Quand le prix prend le pas sur l'environnement
Dans le domaine du marketing et de la communication, la coupe a été particulièrement brutale. Ce n'est pas un hasard. En effet, le nouveau management autour de Mario Irminger compte redéfinir l'image de Migros. A l'avenir, ce n'est plus le développement durable qui doit être mis en avant, mais le prix.
Christopher Rohrer, responsable de la direction du développement durable du groupe Migros depuis janvier 2024, confirme les informations de Blick à ce sujet: «Le développement durable aura moins de place dans le marketing classique, au lieu de cela, nous mettrons davantage en avant nos avantages en termes de prix.»
Ces dernières années, Migros a donné le ton en matière d'efforts pour le climat et d'environnement, selon Christopher Rohrer. Entre-temps, la concurrence lui a emboîté le pas dans de nombreux domaines: «Migros a par exemple défini il y a des années déjà l'objectif du zéro net d'ici 2050, et aujourd'hui presque tout le monde s'en réclame. Cela n'a donc pas beaucoup de sens de continuer à jouer un rôle de pionnier dans ce domaine.»
Moins d'«actions irréfléchies»
Même le titre de «détaillant le plus durable du monde», dont l'entreprise s'est fièrement parée pendant des années, n'est plus une priorité absolue: «Renoncer à certaines mesures peut avoir pour conséquence que nous devions à l'avenir renoncer au label de 'détaillant le plus durable du monde'», explique Christopher Rohrer. «Au lieu de belles campagnes de marketing, nous préférons avoir un impact réel en arrière-plan.»
Il déclare la guerre aux «actions irréfléchies» qui causent plus de dommages que de bénéfices: «Si nous exigeons par exemple pour la viande importée les mêmes normes animales qu'en Suisse, cela semble formidable. Mais si les consommateurs achètent ensuite leur viande importée simplement chez la concurrence parce qu'elle y est moins chère, cela ne sert strictement à rien pour le bien-être des animaux – et Migros perd des parts de marché.»
Migros s'est «dispersé»
Le nouveau chef estime que Migros s'est «dispersé» par le passé dans ses efforts de développement durable. Une donne qui devrait changer: «Avec la nouvelle organisation, mon équipe et moi faisons désormais tout d'une seule main. Ce faisant, nous ne nous focalisons pas seulement sur l'industrie et les supermarchés, mais aussi sur les secteurs de la finance et de la santé.»

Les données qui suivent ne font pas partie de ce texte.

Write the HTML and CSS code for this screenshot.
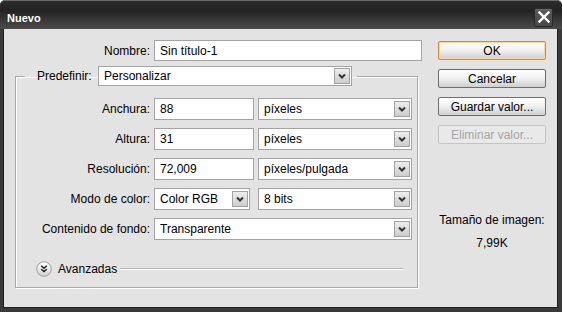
FILE: index.html
```html
<!DOCTYPE html>
<html lang="es">
<head>
    <meta charset="UTF-8">
    <meta name="viewport" content="width=device-width, initial-scale=1.0">
    <title>Nuevo</title>
    <link rel="stylesheet" href="styles.css">
</head>
<body>

    <div class="window">
        <div class="titlebar">
            <span class="title">Nuevo</span>
            <button class="close" type="button">
                <svg width="12" height="12" viewBox="0 0 12 12">
                    <path d="M1.5 1.5 L10.5 10.5 M10.5 1.5 L1.5 10.5" stroke="#fff" stroke-width="2.4" stroke-linecap="square"/>
                </svg>
            </button>
        </div>

        <div class="panel">
            <form class="form">
                <div class="name-row">
                    <label class="label name-label" for="name">Nombre:</label>
                    <input class="field name-field" id="name" type="text" value="Sin título-1">
                </div>

                <fieldset class="group">
                    <legend class="preset">
                        <span class="label">Predefinir:</span>
                        <div class="select preset-select">
                            <span class="select-text">Personalizar</span>
                            <span class="arrow"><svg width="14" height="14" viewBox="0 0 14 14"><path d="M4 5.5 L7 8.5 L10 5.5" fill="none" stroke="#333" stroke-width="2"/></svg></span>
                        </div>
                    </legend>

                    <div class="rows">
                        <div class="row">
                            <label class="label" for="width">Anchura:</label>
                            <input class="field num" id="width" type="text" value="88">
                            <div class="select unit">
                                <span class="select-text">píxeles</span>
                                <span class="arrow"><svg width="14" height="14" viewBox="0 0 14 14"><path d="M4 5.5 L7 8.5 L10 5.5" fill="none" stroke="#333" stroke-width="2"/></svg></span>
                            </div>
                        </div>
                        <div class="row">
                            <label class="label" for="height">Altura:</label>
                            <input class="field num" id="height" type="text" value="31">
                            <div class="select unit">
                                <span class="select-text">píxeles</span>
                                <span class="arrow"><svg width="14" height="14" viewBox="0 0 14 14"><path d="M4 5.5 L7 8.5 L10 5.5" fill="none" stroke="#333" stroke-width="2"/></svg></span>
                            </div>
                        </div>
                        <div class="row">
                            <label class="label" for="res">Resolución:</label>
                            <input class="field num" id="res" type="text" value="72,009">
                            <div class="select unit">
                                <span class="select-text">píxeles/pulgada</span>
                                <span class="arrow"><svg width="14" height="14" viewBox="0 0 14 14"><path d="M4 5.5 L7 8.5 L10 5.5" fill="none" stroke="#333" stroke-width="2"/></svg></span>
                            </div>
                        </div>
                        <div class="row">
                            <span class="label">Modo de color:</span>
                            <div class="select mode">
                                <span class="select-text">Color RGB</span>
                                <span class="arrow"><svg width="14" height="14" viewBox="0 0 14 14"><path d="M4 5.5 L7 8.5 L10 5.5" fill="none" stroke="#333" stroke-width="2"/></svg></span>
                            </div>
                            <div class="select unit">
                                <span class="select-text">8 bits</span>
                                <span class="arrow"><svg width="14" height="14" viewBox="0 0 14 14"><path d="M4 5.5 L7 8.5 L10 5.5" fill="none" stroke="#333" stroke-width="2"/></svg></span>
                            </div>
                        </div>
                        <div class="row">
                            <span class="label">Contenido de fondo:</span>
                            <div class="select wide">
                                <span class="select-text">Transparente</span>
                                <span class="arrow"><svg width="14" height="14" viewBox="0 0 14 14"><path d="M4 5.5 L7 8.5 L10 5.5" fill="none" stroke="#333" stroke-width="2"/></svg></span>
                            </div>
                        </div>
                    </div>

                    <div class="advanced">
                        <svg class="adv-icon" width="16" height="16" viewBox="0 0 16 16">
                            <defs>
                                <linearGradient id="bola" x1="0" y1="0" x2="0" y2="1">
                                    <stop offset="0" stop-color="#ffffff"/>
                                    <stop offset="1" stop-color="#d2d2d2"/>
                                </linearGradient>
                            </defs>
                            <circle cx="8" cy="8" r="7.3" fill="url(#bola)" stroke="#9c9c9c" stroke-width="1"/>
                            <path d="M5.2 4.8 L8 7.2 L10.8 4.8 M5.2 8.2 L8 10.6 L10.8 8.2" fill="none" stroke="#222" stroke-width="1.5"/>
                        </svg>
                        <span class="adv-text">Avanzadas</span>
                        <span class="adv-line"></span>
                    </div>
                </fieldset>
            </form>

            <div class="side">
                <button class="btn btn-ok" type="button">OK</button>
                <button class="btn" type="button">Cancelar</button>
                <button class="btn" type="button">Guardar valor...</button>
                <button class="btn" type="button" disabled>Eliminar valor...</button>
                <div class="size-label">Tamaño de imagen:</div>
                <div class="size-value">7,99K</div>
            </div>
        </div>
    </div>

</body>
</html>
```

FILE: styles.css
```css
/* Estilos generales */
body {
    margin: 0;
    background-color: #ffffff;
    font-family: "Liberation Sans", Arial, sans-serif;
    font-size: 12px;
    color: #000;
}

/* Ventana */
.window {
    width: 562px;
    height: 312px;
    box-sizing: border-box;
    background-color: #3a3a3a;
    border-radius: 5px 5px 0 0;
    display: flex;
    flex-direction: column;
    overflow: hidden;
}

.titlebar {
    height: 29px;
    box-sizing: border-box;
    flex-shrink: 0;
    border-top: 1px solid #6c6c6c;
    border-radius: 5px 5px 0 0;
    background: linear-gradient(#2c2c2c 0%, #222 35%, #3a3a3a 70%, #4b4b4b 100%);
    display: flex;
    align-items: center;
    justify-content: space-between;
    padding: 0 9px 0 7px;
}

.title {
    color: #fff;
    font-weight: bold;
    font-size: 11px;
    margin-top: 5px;
}

.close {
    width: 19px;
    height: 19px;
    padding: 0;
    margin-top: 4px;
    border: 1px solid #2a2a2a;
    border-radius: 2px;
    background: linear-gradient(#5a5a5a, #474747);
    box-shadow: inset 0 1px 0 #6a6a6a;
    display: flex;
    align-items: center;
    justify-content: center;
}

/* Cuerpo del diálogo */
.panel {
    flex: 1;
    margin: 0 4px 4px 3px;
    border: 1px solid #1e1e1e;
    border-top: none;
    background-color: #e3e3e3;
    display: flex;
    padding-top: 11px;
}

.form {
    width: 418px;
    flex-shrink: 0;
    margin: 0;
}

.label {
    line-height: 20px;
    white-space: nowrap;
    flex-shrink: 0;
}

.name-row {
    display: flex;
    align-items: center;
    height: 21px;
}

.name-label {
    width: 146px;
    margin-right: 4px;
    text-align: right;
}

/* Campos de texto */
.field {
    box-sizing: border-box;
    height: 22px;
    margin: 0;
    padding: 0 5px;
    border: 1px solid #a3a3a3;
    background: #fff;
    font-family: inherit;
    font-size: 12px;
    color: #000;
    outline: none;
    flex-shrink: 0;
}

.name-field {
    width: 268px;
    height: 21px;
}

/* Grupo */
.group {
    margin: 5px 0 0 11px;
    padding: 12px 5px 10px 0;
    width: 403px;
    min-width: 0;
    box-sizing: border-box;
    border: 1px solid #a8a8a8;
    box-shadow: inset 1px 1px 0 #fff, 1px 1px 0 #fff;
}

.preset {
    display: flex;
    align-items: flex-start;
    padding: 0 5px 0 12px;
    margin-left: 9px;
}

.preset .label {
    width: 55px;
    margin-right: 6px;
}

.preset-select {
    width: 254px;
    margin-bottom: -3px;
}

/* Desplegables */
.select {
    box-sizing: border-box;
    height: 22px;
    flex-shrink: 0;
    border: 1px solid #a3a3a3;
    background: #fff;
    display: flex;
    align-items: center;
    justify-content: space-between;
    padding: 0 1px 0 5px;
}

.preset-select {
    height: 20px;
}

.select-text {
    white-space: nowrap;
}

.arrow {
    width: 16px;
    height: 16px;
    box-sizing: border-box;
    border: 1px solid #a2a2a2;
    background: linear-gradient(#eeeeee, #cdcdcd);
    display: flex;
    align-items: center;
    justify-content: center;
}

.rows {
    display: flex;
    flex-direction: column;
    gap: 8px;
}

.row {
    display: flex;
    align-items: center;
    height: 22px;
}

.row .label {
    width: 134px;
    margin-right: 4px;
    text-align: right;
}

.num {
    width: 100px;
    margin-right: 4px;
}

.unit {
    width: 154px;
}

.mode {
    width: 96px;
    margin-right: 8px;
}

.wide {
    width: 258px;
}

/* Avanzadas */
.advanced {
    display: flex;
    align-items: center;
    height: 16px;
    margin: 21px 9px 0 0;
    padding-left: 20px;
}

.adv-text {
    margin-left: 6px;
}

.adv-line {
    flex: 1;
    margin-left: 3px;
    border-top: 1px solid #b5b5b5;
    border-bottom: 1px solid #fff;
}

/* Columna derecha */
.side {
    width: 108px;
    margin-left: 16px;
    padding-top: 1px;
    display: flex;
    flex-direction: column;
    align-items: center;
}

.btn {
    width: 108px;
    height: 19px;
    margin-bottom: 9px;
    padding: 0;
    border: 1px solid #6e6e6e;
    border-radius: 2px;
    background: linear-gradient(#ffffff, #f2f2f2 45%, #cfcfcf);
    font-family: inherit;
    font-size: 12px;
    color: #000;
}

.btn-ok {
    border-color: #d98a2e;
    box-shadow: inset 0 0 0 1px #f7d7a6;
}

.btn:disabled {
    border-color: #c4c4c4;
    background: #e9e9e9;
    color: #a5a5a5;
}

.size-label {
    margin-top: 60px;
    line-height: 14px;
    white-space: nowrap;
}

.size-value {
    margin-top: 9px;
    line-height: 14px;
}
```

Malgré ce changement de paradigme, Migros maintient ses objectifs de développement durable, assure Christopher Rohrer. «Mais nous n'investissons plus inutilement des millions pour obtenir des applaudissements pour des mesures populaires, mais peu efficaces. Au lieu de cela, nous misons de plus en plus sur des adaptations en arrière-plan qui seront effectivement décisives pour le bilan climatique.»
Des employés mécontents s'en vont
Les déclarations du nouveau chef de la durabilité sont une attaque frontale contre ses prédécesseurs. Au siège de Zurich, nombreux sont ceux qui se sentent mis à l'écart. Certains, mécontents de ce changement de cap, ont donc commencé à chercher un nouveau poste il y a des mois déjà.
Mais les nouvelles directives émanant de Zurich provoquent aussi de la nervosité chez les partenaires commerciaux, par exemple chez Bio Suisse. Migros avait annoncé que la plupart des produits de sa propre marque «Migros Bio» seraient convertis au label Bourgeon de Bio Suisse d'ici fin 2025. Mais aujourd'hui, cette adaptation coûteuse est à nouveau en discussion.
Blick a récemment appris que la nouvelle équipe dirigeante examine actuellement si Migros a vraiment besoin du label Bourgeon sur tous ses produits bio. Rien n'est encore décidé. Mais c'est justement pour les produits importés que certains membres de la direction se demandent s'il est vraiment judicieux de payer des millions en droits de licence pour le Bourgeon. Dans ce cas-là aussi, le prix va primer.